RECORDS SUPPLIED |
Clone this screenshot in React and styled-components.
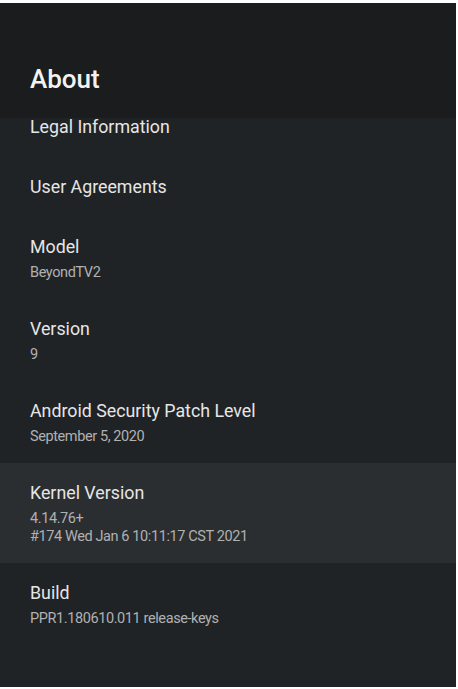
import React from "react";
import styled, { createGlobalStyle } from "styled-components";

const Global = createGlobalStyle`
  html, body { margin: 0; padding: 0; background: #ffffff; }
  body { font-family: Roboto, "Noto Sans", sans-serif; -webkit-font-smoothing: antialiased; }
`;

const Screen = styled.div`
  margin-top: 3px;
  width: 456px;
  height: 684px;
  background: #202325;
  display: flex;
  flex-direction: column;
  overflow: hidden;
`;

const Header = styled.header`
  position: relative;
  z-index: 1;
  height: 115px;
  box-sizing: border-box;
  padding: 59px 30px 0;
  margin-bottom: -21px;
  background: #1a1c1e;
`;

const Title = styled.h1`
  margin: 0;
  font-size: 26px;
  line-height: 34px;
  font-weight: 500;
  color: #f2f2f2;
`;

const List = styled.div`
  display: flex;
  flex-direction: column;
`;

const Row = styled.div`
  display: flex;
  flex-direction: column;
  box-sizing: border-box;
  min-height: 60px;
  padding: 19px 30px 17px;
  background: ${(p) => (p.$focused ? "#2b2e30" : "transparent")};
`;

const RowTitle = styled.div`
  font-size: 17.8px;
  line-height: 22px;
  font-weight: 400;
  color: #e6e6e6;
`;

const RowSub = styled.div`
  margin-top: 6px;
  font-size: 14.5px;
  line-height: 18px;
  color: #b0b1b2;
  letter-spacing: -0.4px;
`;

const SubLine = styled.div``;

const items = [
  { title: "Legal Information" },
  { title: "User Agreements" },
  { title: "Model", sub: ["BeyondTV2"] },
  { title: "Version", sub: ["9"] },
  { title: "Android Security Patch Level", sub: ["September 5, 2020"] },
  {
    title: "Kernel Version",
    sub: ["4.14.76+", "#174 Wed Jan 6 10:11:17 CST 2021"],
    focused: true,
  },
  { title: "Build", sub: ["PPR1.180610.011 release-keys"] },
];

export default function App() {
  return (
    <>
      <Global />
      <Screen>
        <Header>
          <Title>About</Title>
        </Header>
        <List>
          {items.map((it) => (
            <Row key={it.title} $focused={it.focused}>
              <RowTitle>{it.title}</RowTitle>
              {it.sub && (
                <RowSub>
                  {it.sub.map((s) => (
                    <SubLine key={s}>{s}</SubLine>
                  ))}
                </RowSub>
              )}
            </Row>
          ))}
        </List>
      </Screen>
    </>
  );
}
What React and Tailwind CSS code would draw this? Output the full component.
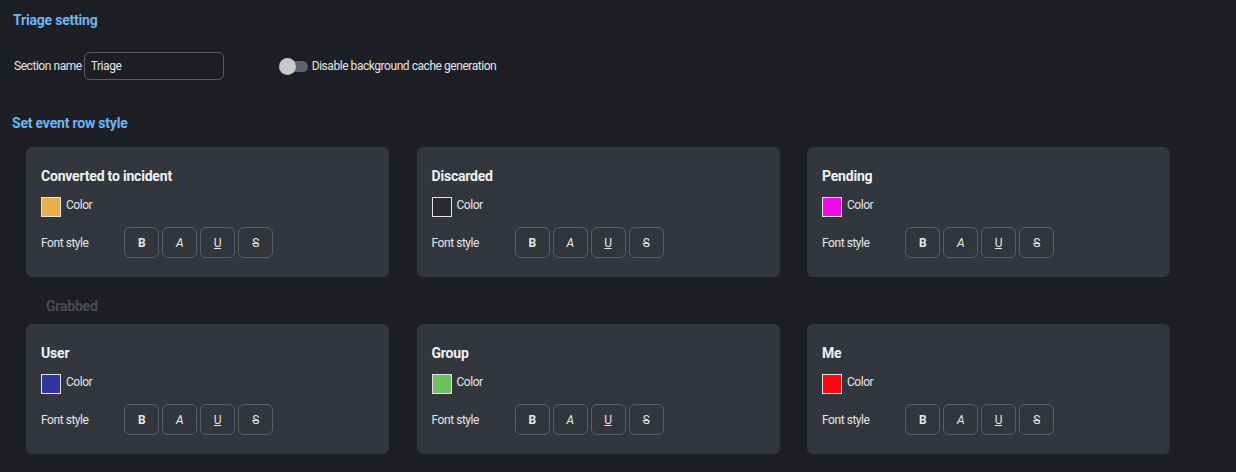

EXERCISE |
Scan the material above for the string "this" and return the lines that hold it.

WRITTEN SOLUTION |
Clone this screenshot in React and styled-components.
What React and Tailwind CSS code would draw this? Output the full component.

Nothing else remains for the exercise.